LVM Microservice¶
Visual Question and Answering is one of the multimodal tasks empowered by LVMs (Large Visual Models). This microservice supports visual Q&A by using LLaVA as the base large visual model. It accepts two inputs: a prompt and images. It outputs the answer to the prompt about the images.
🚀1. Start Microservice with Python (Option 1)¶
1.1 Install Requirements¶
pip install -r requirements.txt
1.2 Start LLaVA Service/Test¶
Xeon CPU
# Start LLaVA service
nohup python llava_server.py --device=cpu &
# Wait until the server is up
# Test
python check_llava_server.py
Gaudi2 HPU
pip install optimum[habana]
# Start LLaVA service
nohup python llava_server.py &
# Test
python check_llava_server.py
🚀2. Start Microservice with Docker (Option 2)¶
2.1 Build Images¶
2.1.1 LLaVA Server Image¶
Xeon CPU
cd ../../../
docker build -t opea/lvm-llava:latest --build-arg https_proxy=$https_proxy --build-arg http_proxy=$http_proxy -f comps/lvms/src/integrations/dependency/llava/Dockerfile .
Gaudi2 HPU
cd ../../../
docker build -t opea/lvm-llava:latest --build-arg https_proxy=$https_proxy --build-arg http_proxy=$http_proxy -f comps/lvms/src/integrations/dependency/llava/Dockerfile.intel_hpu .

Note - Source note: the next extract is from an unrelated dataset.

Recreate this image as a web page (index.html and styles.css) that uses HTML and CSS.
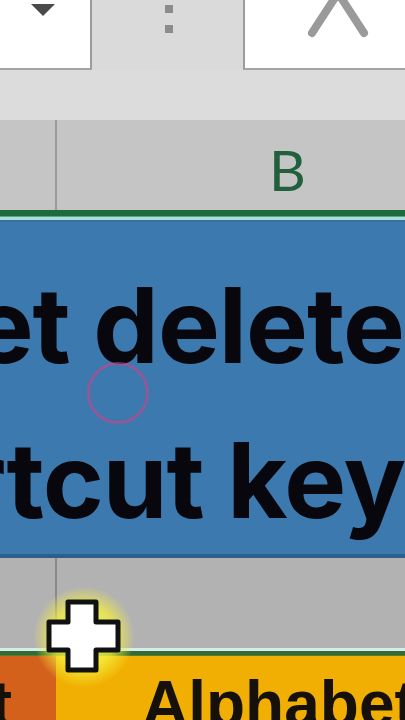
FILE: index.html
```html
<!DOCTYPE html>
<html>
<head>
<meta charset="utf-8">
<link rel="stylesheet" href="styles.css">
</head>
<body>
<div class="screen">
  <div class="toolbar">
    <div class="namebox">
      <svg class="dropdown" width="24" height="14" viewBox="0 0 24 14"><path d="M0 1 H24 L12 13 Z" fill="#4a4a4a"/></svg>
    </div>
    <div class="grip">
      <span class="dot"></span>
      <span class="dot"></span>
    </div>
    <div class="fxbox">
      <svg class="cancel" width="80" height="40" viewBox="0 0 80 40"><path d="M11 33 L50 -27 M63 33 L24 -27" stroke="#9a9a9a" stroke-width="8" stroke-linecap="round" fill="none"/></svg>
    </div>
  </div>
  <div class="band"></div>
  <div class="colhead">
    <div class="corner"></div>
    <div class="colB">B</div>
  </div>
  <div class="selline"></div>
  <div class="bluecell">
    <div class="line line1">Shortcut to sheet delete</div>
    <div class="line line2">Sheet delete shortcut key</div>
  </div>
  <div class="grayrow">
    <div class="rowcell first"></div>
    <div class="rowcell"></div>
  </div>
  <div class="rowsep"></div>
  <div class="orangerow">
    <div class="ocell left">Text</div>
    <div class="ocell right">Alphabet</div>
  </div>
  <div class="clickring"></div>
  <div class="cursor">
    <div class="glow"></div>
    <svg class="plus" width="76" height="76" viewBox="0 0 76 76"><path d="M22 3 H50 V23 H72 V51 H50 V71 H22 V51 H3 V23 H22 Z" fill="#ffffff" stroke="#111" stroke-width="5" stroke-linejoin="round"/></svg>
  </div>
</div>
</body>
</html>
```
FILE: styles.css
```css
* { box-sizing: border-box; }
html, body { margin: 0; padding: 0; }
body { width: 405px; height: 720px; overflow: hidden; background: #dadada; font-family: "Inter", "Liberation Sans", sans-serif; }
.screen { position: relative; width: 405px; height: 720px; overflow: hidden; display: flex; flex-direction: column; }
.toolbar { height: 70px; display: flex; background: #dadada; flex: none; }
.namebox { width: 92px; height: 70px; background: #ffffff; border-right: 2px solid #9c9c9c; border-bottom: 2px solid #a4a4a4; display: flex; justify-content: center; align-items: flex-start; padding-top: 3px; }
.dropdown { display: block; margin-left: -4px; }
.grip { width: 151px; display: flex; flex-direction: column; align-items: center; gap: 12px; padding-top: 5px; padding-left: 2px; }
.dot { width: 8px; height: 8px; background: #8c8c8c; display: block; }
.fxbox { flex: 1; height: 70px; background: #ffffff; border-left: 2px solid #9c9c9c; border-bottom: 2px solid #a4a4a4; position: relative; overflow: hidden; }
.cancel { position: absolute; left: 56px; top: 0; }
.band { height: 50px; background: #dcdcdc; flex: none; }
.colhead { height: 90px; display: grid; grid-template-columns: 57px 1fr; background: #c5c5c5; flex: none; }
.corner { border-right: 2px solid #9a9a9a; }
.colB { font-family: "Lato", "Liberation Sans", sans-serif; font-size: 57px; color: #215f3d; padding-top: 21px; padding-left: 212px; line-height: 1; }
.selline { height: 12px; flex: none; background: linear-gradient(#1f6a3d 0 6px, #5aa67a 6px 7px, #a9dde2 7px 10px, #3a6f9e 10px 12px); }
.bluecell { height: 336px; background: #3c79ae; flex: none; overflow: hidden; border-bottom: 4px solid #2e5f8c; }
.line { white-space: nowrap; display: flex; justify-content: flex-end; font-weight: 700; color: #07070d; font-size: 104px; letter-spacing: -1px; line-height: 155px; }
.line1 { margin-top: 26px; padding-right: 1px; }
.line2 { padding-right: 0; }
.grayrow { height: 90px; display: grid; grid-template-columns: 57px 1fr; background: #b2b2b2; flex: none; }
.rowcell.first { border-right: 2px solid #8a8a8a; }
.rowsep { height: 8px; flex: none; background: linear-gradient(#d6ecea 0 3px, #2f6b38 3px 7px, #5f7a20 7px 8px); }
.orangerow { flex: 1; display: grid; grid-template-columns: 56px 1fr; }
.ocell { font-family: "Liberation Sans", Arial, sans-serif; font-weight: 700; font-size: 64px; color: #15110a; white-space: nowrap; overflow: hidden; padding-top: 16px; line-height: 1; }
.ocell.left { background: #d3611b; display: flex; justify-content: flex-end; padding-right: 44px; }
.ocell.right { background: #f0af02; padding-left: 86px; }
.clickring { position: absolute; left: 87px; top: 362px; width: 62px; height: 62px; border-radius: 50%; border: 3px solid rgba(196, 70, 140, 0.6); }
.cursor { position: absolute; left: 46px; top: 599px; width: 76px; height: 76px; }
.glow { position: absolute; left: -12px; top: -12px; width: 100px; height: 100px; border-radius: 50%; background: radial-gradient(circle, rgba(255,255,120,0.95) 0%, rgba(245,240,60,0.75) 45%, rgba(240,230,60,0) 72%); }
.plus { position: absolute; left: 0; top: 0; }
```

2.2 Start LLaVA and LVM Service¶
2.2.1 Start LLaVA server¶
Xeon
docker run -p 8399:8399 -e http_proxy=$http_proxy --ipc=host -e https_proxy=$https_proxy opea/lvm-llava:latest
Gaudi2 HPU
docker run -p 8399:8399 --runtime=habana -e HABANA_VISIBLE_DEVICES=all -e OMPI_MCA_btl_vader_single_copy_mechanism=none --cap-add=sys_nice --ipc=host -e http_proxy=$http_proxy -e https_proxy=$https_proxy opea/lvm-llava:latest
2.2.2 Test¶
Note: The
MAX_IMAGES
environment variable is used to specify the maximum number of images that will be sent from the LVM service to the LLaVA server. If an image list longer thanMAX_IMAGES
is sent to the LVM server, a shortened image list will be sent to the LLaVA service. If the image list needs to be shortened, the most recent images (the ones at the end of the list) are prioritized to send to the LLaVA service. Some LLaVA models have not been trained with multiple images and may lead to inaccurate results. IfMAX_IMAGES
is not set, it will default to1
.
# Use curl/python
# curl with an image and a prompt
http_proxy="" curl http://localhost:9399/v1/lvm -XPOST -d '{"image": "iVBORw0KGgoAAAANSUhEUgAAAAoAAAAKCAYAAACNMs+9AAAAFUlEQVR42mP8/5+hnoEIwDiqkL4KAcT9GO0U4BxoAAAAAElFTkSuQmCC", "prompt":"What is this?"}' -H 'Content-Type: application/json'
# curl with multiple images and a prompt (Note that depending on your MAX_IMAGES value, both images may not be sent to the LLaVA model)
http_proxy="" curl http://localhost:9399/v1/lvm -XPOST -d '{"image": ["iVBORw0KGgoAAAANSUhEUgAAAAoAAAAKCAYAAACNMs+9AAAAFUlEQVR42mNkYPhfz0AEYBxVSF+FAP5FDvcfRYWgAAAAAElFTkSuQmCC", "iVBORw0KGgoAAAANSUhEUgAAAAoAAAAKCAYAAACNMs+9AAAAFUlEQVR42mNk+M9Qz0AEYBxVSF+FAAhKDveksOjmAAAAAElFTkSuQmCC"], "prompt":"What is in these images?"}' -H 'Content-Type: application/json'
# curl with a prompt only (no image)
http_proxy="" curl http://localhost:9399/v1/lvm -XPOST -d '{"image": "", "prompt":"What is deep learning?"}' -H 'Content-Type: application/json'
# Test
python check_llava_server.py